Fuel supply
The fuel supply products (fuel-supply module with integrated electric fuel pump, tank level sensor and fuel filter) ensure that the high-pressure pump is provided with the required amount of fuel from the tank at a specific pressure of up to 6 bar.
Fuel injection
Engines with gasoline direct injection produce the air-fuel mixture directly in the combustion chamber. Only fresh air flows into the intake port through the open intake valve. The fuel is injected directly into the combustion chamber by high-pressure injectors. Combustion chamber cooling is improved by directly spraying the fuel in the case of gasoline direct injection. This provides for higher engine compression and, in turn, increased efficiency, which helps reduce fuel consumption and increase torque.
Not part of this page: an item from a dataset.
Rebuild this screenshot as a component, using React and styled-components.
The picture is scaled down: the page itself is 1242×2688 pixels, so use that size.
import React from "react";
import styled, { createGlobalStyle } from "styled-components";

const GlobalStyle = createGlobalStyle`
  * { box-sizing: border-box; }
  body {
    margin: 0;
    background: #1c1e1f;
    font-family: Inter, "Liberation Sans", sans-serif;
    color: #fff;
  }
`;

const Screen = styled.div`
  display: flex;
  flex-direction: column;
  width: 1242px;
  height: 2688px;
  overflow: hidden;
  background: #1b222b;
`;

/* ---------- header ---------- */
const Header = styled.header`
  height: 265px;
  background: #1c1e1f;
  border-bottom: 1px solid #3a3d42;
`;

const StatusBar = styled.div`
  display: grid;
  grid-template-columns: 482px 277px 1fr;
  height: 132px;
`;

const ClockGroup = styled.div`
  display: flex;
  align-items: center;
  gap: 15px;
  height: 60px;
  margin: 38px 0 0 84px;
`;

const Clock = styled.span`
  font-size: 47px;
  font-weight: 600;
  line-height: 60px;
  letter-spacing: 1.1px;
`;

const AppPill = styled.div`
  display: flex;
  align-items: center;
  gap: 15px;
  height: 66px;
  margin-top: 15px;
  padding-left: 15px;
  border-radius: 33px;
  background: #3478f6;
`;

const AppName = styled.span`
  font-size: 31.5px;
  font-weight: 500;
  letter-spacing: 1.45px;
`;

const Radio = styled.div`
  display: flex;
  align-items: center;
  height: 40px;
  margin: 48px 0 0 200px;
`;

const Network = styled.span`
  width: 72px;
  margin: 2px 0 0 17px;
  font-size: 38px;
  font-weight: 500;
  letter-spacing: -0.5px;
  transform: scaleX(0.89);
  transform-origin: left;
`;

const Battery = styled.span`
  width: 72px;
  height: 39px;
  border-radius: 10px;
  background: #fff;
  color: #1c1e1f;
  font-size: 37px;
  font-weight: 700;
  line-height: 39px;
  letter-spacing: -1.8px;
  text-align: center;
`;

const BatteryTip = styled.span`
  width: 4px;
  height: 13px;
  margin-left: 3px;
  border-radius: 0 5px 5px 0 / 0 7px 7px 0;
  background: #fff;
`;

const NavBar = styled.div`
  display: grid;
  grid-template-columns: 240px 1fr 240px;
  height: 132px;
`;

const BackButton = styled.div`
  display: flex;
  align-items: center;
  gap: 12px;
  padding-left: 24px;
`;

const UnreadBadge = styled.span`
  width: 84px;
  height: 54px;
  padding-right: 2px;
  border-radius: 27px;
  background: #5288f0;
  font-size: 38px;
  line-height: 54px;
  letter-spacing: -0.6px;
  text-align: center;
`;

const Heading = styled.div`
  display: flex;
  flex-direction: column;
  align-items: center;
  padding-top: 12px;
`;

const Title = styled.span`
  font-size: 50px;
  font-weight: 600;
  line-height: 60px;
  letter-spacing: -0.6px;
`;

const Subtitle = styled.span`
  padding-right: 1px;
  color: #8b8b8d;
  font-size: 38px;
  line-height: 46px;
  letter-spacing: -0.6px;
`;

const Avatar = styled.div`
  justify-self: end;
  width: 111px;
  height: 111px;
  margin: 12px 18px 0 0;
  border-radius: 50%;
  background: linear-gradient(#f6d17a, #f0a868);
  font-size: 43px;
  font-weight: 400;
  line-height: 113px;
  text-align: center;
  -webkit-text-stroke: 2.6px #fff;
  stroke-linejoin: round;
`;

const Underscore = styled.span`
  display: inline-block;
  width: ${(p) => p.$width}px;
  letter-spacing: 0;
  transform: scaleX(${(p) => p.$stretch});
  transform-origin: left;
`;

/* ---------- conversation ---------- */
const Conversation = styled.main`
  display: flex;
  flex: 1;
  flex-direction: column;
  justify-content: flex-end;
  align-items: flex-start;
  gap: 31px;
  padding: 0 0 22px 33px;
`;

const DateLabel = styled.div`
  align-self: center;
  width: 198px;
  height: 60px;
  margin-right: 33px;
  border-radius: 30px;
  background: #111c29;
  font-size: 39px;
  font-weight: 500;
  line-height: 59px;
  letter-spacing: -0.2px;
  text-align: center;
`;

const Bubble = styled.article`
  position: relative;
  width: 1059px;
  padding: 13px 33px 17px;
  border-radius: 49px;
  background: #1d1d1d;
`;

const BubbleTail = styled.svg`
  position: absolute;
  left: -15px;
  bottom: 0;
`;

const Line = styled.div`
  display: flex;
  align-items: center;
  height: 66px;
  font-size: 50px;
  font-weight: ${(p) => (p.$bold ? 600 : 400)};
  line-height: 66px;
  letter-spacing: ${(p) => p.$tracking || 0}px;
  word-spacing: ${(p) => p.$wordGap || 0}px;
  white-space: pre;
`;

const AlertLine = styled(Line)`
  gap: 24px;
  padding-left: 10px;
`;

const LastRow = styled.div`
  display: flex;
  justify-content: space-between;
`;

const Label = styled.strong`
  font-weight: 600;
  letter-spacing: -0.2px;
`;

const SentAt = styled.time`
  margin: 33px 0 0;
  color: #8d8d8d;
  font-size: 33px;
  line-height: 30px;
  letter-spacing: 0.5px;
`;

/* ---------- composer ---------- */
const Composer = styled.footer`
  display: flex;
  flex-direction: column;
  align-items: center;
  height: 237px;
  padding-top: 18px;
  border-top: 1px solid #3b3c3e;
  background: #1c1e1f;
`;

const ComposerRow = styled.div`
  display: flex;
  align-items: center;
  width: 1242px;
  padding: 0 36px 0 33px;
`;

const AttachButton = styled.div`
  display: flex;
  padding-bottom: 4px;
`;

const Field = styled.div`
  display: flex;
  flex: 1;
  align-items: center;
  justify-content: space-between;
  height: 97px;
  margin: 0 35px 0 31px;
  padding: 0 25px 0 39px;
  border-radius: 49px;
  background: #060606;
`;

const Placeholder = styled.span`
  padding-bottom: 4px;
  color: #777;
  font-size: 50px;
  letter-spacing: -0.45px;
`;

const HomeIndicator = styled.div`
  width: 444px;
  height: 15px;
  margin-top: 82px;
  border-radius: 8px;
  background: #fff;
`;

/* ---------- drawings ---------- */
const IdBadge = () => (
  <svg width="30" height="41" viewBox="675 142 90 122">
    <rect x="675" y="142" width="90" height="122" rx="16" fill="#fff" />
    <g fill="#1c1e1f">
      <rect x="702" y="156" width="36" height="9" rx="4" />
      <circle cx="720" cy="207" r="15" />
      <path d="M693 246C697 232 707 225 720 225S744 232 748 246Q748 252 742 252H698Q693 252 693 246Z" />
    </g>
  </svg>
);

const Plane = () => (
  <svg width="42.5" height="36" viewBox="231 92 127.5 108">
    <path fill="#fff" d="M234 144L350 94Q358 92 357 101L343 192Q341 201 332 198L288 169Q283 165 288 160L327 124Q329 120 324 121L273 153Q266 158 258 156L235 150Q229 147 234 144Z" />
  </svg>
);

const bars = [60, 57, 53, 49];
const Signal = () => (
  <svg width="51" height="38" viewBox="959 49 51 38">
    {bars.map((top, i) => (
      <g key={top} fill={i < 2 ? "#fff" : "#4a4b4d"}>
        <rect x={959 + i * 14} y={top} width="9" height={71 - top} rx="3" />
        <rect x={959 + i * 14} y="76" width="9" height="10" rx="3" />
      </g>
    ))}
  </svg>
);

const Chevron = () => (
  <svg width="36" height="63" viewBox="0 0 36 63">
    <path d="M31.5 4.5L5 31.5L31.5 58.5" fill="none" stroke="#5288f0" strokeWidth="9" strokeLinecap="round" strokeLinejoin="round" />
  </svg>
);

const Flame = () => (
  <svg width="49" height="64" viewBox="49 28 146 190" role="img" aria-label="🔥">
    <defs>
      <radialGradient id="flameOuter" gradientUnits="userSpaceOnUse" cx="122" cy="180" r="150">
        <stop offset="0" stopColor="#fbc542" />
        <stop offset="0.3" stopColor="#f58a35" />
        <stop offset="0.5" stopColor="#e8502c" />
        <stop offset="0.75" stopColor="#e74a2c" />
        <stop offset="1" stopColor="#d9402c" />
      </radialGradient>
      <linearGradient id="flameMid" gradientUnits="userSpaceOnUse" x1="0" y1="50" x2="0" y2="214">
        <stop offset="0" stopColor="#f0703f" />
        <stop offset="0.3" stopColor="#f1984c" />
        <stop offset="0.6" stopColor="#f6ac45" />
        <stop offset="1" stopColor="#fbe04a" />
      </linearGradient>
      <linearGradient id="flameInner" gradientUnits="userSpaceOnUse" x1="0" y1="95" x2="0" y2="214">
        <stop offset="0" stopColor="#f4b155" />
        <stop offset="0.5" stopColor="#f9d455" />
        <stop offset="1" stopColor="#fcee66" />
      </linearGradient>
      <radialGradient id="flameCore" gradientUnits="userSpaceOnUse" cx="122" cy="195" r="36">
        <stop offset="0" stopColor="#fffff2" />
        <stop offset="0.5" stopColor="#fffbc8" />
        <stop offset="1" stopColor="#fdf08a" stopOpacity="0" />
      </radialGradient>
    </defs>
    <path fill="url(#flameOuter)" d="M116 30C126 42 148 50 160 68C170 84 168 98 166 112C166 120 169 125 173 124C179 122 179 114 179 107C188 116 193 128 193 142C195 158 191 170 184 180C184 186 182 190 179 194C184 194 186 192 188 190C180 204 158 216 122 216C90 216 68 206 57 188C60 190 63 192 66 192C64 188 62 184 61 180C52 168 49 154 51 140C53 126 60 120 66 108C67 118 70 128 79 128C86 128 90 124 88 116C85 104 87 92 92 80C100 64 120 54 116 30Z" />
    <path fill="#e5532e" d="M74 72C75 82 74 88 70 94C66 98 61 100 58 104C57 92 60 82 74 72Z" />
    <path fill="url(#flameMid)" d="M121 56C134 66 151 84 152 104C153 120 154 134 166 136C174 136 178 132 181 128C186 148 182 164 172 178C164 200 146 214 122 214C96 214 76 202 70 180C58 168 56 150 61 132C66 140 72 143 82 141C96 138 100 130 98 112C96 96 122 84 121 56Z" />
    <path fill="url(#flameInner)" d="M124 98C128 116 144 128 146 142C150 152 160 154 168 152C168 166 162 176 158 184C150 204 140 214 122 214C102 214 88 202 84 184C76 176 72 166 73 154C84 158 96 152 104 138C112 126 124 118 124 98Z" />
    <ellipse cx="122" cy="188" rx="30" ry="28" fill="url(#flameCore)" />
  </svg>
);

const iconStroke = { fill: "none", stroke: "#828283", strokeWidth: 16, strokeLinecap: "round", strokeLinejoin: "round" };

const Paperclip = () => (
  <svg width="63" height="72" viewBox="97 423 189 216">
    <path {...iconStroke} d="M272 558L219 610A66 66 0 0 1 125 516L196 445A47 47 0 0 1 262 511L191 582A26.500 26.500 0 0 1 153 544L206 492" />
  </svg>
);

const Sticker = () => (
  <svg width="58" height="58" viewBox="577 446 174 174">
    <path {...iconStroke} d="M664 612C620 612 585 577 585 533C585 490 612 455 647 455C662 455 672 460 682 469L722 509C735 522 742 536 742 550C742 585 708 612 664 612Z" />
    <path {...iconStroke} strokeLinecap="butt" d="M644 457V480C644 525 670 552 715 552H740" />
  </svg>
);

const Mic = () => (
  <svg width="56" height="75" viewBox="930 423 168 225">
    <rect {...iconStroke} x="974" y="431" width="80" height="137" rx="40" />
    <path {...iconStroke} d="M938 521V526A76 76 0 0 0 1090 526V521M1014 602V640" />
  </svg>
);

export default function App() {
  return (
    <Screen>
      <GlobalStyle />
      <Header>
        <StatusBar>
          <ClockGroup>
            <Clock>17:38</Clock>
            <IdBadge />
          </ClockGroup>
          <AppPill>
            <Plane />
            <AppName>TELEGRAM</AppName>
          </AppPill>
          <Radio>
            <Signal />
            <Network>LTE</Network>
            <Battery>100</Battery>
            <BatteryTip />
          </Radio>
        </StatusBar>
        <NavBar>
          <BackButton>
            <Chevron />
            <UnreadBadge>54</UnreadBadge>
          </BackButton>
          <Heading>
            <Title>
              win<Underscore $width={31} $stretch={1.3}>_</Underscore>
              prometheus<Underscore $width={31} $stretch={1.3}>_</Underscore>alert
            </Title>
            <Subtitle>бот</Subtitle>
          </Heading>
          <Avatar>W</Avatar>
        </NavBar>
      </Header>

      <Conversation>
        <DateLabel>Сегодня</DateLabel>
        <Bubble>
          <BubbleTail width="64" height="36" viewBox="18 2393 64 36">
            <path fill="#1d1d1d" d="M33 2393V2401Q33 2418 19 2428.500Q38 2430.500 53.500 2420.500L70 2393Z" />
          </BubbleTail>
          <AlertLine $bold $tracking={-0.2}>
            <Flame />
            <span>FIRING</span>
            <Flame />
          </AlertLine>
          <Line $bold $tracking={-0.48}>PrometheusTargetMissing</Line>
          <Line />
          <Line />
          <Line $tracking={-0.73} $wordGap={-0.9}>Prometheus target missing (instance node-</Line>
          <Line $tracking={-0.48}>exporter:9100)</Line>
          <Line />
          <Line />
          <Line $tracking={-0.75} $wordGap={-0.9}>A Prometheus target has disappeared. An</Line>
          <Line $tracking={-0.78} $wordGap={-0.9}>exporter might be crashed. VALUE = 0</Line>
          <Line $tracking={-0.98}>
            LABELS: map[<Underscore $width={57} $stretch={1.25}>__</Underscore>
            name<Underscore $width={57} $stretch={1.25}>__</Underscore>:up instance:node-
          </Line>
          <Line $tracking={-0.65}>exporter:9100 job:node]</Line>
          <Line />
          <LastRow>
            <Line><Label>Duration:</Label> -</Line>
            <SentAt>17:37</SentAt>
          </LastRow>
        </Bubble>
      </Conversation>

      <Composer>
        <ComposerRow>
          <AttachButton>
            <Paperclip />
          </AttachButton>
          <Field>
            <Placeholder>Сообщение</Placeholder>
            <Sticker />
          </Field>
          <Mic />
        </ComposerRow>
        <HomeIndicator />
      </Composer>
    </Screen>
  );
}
In the case of gasoline direct injection the high-pressure circuit is fed via the high-pressure pump, which supplies the fuel pressure in the fuel rail at the required high level of up to 350 bar. The high-pressure injectors are fitted to the fuel rail, meter and atomize the fuel at high pressure extremely rapidly to provide optimum mixture preparation directly in the combustion chamber.
Air management
Air management ensures that the correct air mass is available to the engine at every operating point.
Ignition
Gasoline engines require an ignition spark in order to burn the air-fuel mixture in the engine cylinder. The spark plug generates the spark. The required high voltage is generated by the ignition coil. To do so, it transforms the electrical energy from the battery into an ignition voltage and provides this voltage to the spark plug at the ignition point.
Electronic control unit
The electronic control unit centrally prioritizes and controls the various functions a modern engine management system needs to fulfill. Taking torque as the key reference variable, the electronic control unit efficiently adjusts the necessary air-fuel mixture, ignition timing and exhaust-gas treatment.
Exhaust-gas treatment
Exhaust-gas treatment supports the manufacturers in meeting international emissions standards, e.g. by using catalytic exhaust treatment. The use of lambda sensors provides even more effective emissions control. The aim of this mechanism is to always achieve a stoichiometric air-fuel ratio (λ=1). With homogenous combustion processes (λ=1), optimum exhaust treatment can be ensured by controlling a stoichiometric air-fuel ratio and using a 3-way catalytic converter. In the case of stratified combustion (lean), λ>1, an excess of air in the combustion chamber produces undesirable nitrogen oxides in the exhaust during the combustion process. Nitrogen oxides are directed to an additional accumulator-type catalytic converter to be removed.